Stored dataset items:

☆ ☆ ☆ ☆ ☆

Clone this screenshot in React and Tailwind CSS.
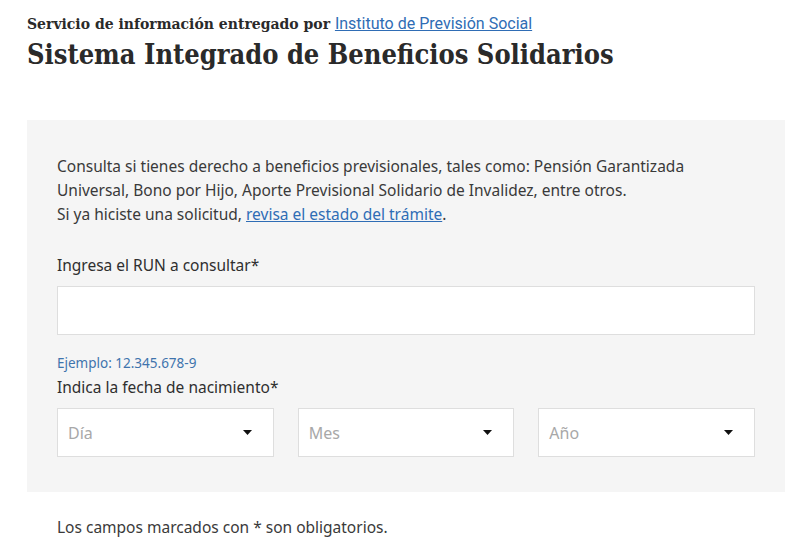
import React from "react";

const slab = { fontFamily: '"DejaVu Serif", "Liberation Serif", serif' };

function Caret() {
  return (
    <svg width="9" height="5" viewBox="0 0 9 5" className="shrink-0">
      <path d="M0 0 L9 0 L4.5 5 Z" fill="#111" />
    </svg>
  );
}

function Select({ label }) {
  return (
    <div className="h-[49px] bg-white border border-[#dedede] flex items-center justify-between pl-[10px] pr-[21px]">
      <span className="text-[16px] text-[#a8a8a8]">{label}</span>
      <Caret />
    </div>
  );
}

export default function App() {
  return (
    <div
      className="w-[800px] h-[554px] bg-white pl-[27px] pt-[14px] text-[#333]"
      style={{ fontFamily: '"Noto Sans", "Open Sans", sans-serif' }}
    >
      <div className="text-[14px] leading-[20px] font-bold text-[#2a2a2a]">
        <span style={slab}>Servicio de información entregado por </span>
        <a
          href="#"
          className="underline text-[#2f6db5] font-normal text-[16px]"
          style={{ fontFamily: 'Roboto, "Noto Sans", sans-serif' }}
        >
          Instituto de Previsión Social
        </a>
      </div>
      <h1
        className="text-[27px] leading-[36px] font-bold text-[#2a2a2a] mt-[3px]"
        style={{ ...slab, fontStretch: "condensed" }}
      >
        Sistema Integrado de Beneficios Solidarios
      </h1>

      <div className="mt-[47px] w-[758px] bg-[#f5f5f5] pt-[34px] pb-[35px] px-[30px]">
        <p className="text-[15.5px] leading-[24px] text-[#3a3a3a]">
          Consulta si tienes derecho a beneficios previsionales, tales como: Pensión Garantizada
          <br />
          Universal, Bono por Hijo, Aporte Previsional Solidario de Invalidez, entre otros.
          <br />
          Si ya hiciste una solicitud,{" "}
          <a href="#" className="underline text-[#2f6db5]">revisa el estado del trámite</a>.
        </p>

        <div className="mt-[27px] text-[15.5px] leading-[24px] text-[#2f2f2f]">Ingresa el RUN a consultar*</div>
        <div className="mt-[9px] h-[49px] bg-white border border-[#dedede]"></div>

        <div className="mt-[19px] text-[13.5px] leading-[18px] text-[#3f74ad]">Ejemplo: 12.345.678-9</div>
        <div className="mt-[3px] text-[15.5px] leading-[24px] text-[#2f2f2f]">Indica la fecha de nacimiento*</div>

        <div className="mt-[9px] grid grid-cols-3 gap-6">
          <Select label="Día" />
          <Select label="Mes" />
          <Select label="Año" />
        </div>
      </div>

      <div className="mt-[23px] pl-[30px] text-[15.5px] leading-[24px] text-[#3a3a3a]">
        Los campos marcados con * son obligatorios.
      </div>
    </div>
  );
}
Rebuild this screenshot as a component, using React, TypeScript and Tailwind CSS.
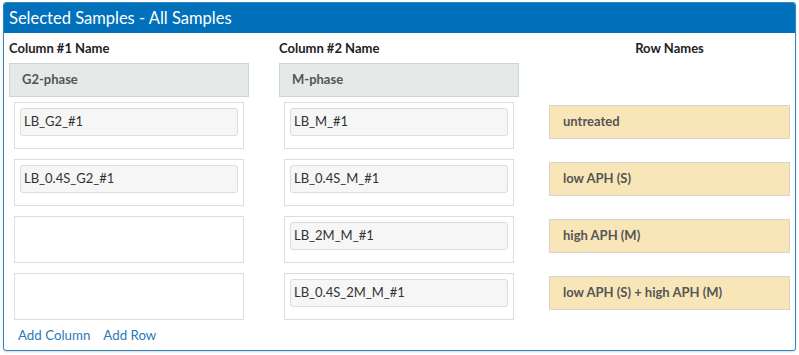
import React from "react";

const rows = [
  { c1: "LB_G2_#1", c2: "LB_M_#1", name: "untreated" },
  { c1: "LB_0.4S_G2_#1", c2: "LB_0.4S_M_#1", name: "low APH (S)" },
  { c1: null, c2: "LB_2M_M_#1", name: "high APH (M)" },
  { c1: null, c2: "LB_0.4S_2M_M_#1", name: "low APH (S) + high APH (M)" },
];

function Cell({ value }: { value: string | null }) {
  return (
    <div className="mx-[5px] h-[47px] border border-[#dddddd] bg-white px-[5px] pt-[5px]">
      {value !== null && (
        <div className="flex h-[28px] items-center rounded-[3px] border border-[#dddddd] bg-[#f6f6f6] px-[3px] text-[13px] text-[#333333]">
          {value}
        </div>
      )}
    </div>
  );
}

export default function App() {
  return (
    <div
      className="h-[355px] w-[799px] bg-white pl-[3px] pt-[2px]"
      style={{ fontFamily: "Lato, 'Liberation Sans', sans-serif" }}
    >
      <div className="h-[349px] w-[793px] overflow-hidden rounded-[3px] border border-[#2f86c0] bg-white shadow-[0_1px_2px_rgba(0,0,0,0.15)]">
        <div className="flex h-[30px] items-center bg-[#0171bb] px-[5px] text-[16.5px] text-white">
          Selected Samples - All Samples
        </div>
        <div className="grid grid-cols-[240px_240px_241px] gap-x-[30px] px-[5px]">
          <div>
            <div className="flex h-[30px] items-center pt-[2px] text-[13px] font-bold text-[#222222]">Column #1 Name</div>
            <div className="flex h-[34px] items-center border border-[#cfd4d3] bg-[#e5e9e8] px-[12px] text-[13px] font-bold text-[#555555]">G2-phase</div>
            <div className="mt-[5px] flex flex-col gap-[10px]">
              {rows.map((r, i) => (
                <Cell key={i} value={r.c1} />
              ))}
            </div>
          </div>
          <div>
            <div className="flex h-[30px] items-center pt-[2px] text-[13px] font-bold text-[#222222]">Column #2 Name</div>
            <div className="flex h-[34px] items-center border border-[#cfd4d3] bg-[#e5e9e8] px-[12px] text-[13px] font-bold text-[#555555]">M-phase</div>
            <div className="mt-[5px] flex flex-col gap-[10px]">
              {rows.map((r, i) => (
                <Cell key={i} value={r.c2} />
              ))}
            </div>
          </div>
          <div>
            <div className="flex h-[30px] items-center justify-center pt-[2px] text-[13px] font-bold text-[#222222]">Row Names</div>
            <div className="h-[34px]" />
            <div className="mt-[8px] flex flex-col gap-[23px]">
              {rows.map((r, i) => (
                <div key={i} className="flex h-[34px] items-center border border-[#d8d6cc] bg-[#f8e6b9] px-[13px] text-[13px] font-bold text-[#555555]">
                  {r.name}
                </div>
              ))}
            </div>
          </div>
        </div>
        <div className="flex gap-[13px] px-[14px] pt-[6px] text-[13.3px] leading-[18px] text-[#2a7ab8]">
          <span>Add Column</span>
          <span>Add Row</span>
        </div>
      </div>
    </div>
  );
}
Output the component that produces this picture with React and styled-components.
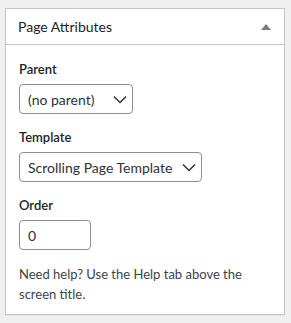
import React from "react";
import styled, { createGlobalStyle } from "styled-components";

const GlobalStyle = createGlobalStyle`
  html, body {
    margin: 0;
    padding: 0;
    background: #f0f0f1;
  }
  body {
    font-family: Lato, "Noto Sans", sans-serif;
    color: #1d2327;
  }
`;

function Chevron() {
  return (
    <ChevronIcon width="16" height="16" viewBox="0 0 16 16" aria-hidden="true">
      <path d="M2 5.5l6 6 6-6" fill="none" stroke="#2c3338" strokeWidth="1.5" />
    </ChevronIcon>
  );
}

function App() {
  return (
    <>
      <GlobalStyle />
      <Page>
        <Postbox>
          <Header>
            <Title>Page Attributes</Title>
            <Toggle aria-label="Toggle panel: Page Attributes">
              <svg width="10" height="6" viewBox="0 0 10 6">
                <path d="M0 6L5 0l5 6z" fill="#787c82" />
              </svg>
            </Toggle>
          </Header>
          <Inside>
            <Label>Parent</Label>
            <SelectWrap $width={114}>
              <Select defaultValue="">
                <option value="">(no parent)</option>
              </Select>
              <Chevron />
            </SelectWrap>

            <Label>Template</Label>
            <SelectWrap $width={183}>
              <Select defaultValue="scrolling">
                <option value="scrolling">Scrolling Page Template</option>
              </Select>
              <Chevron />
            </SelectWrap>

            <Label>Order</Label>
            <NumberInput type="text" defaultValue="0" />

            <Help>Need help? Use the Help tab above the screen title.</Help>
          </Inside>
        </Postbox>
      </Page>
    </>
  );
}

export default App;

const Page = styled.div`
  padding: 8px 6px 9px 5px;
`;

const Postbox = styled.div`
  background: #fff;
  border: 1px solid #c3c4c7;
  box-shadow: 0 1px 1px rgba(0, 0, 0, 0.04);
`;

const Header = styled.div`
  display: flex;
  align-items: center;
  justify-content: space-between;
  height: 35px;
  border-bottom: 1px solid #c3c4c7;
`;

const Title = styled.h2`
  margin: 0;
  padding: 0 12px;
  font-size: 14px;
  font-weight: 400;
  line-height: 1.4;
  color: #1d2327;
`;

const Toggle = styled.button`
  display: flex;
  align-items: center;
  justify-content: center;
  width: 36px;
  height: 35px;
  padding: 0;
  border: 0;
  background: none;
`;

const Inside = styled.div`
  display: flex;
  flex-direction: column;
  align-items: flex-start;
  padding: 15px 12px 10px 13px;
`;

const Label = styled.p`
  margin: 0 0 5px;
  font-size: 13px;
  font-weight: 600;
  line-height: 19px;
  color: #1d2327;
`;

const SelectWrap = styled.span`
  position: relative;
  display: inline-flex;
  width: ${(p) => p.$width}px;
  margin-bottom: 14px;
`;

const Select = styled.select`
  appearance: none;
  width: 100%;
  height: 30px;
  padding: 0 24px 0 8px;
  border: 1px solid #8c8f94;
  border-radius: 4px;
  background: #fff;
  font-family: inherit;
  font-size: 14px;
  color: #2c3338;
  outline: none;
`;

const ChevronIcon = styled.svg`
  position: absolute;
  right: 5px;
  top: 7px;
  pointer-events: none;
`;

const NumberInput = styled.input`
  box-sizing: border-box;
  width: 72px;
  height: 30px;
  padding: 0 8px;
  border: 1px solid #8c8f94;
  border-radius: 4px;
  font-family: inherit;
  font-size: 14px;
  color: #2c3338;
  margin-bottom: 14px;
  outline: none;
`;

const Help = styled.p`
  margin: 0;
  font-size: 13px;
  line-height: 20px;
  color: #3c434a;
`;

☆ ☆ ☆ ☆ ☆

▸ **JOB**
Pull out the lines above in which the word "components" appears.

▸ **TASK RESPONSE**
Output the component that produces this picture with React and styled-components.
import styled, { createGlobalStyle } from "styled-components";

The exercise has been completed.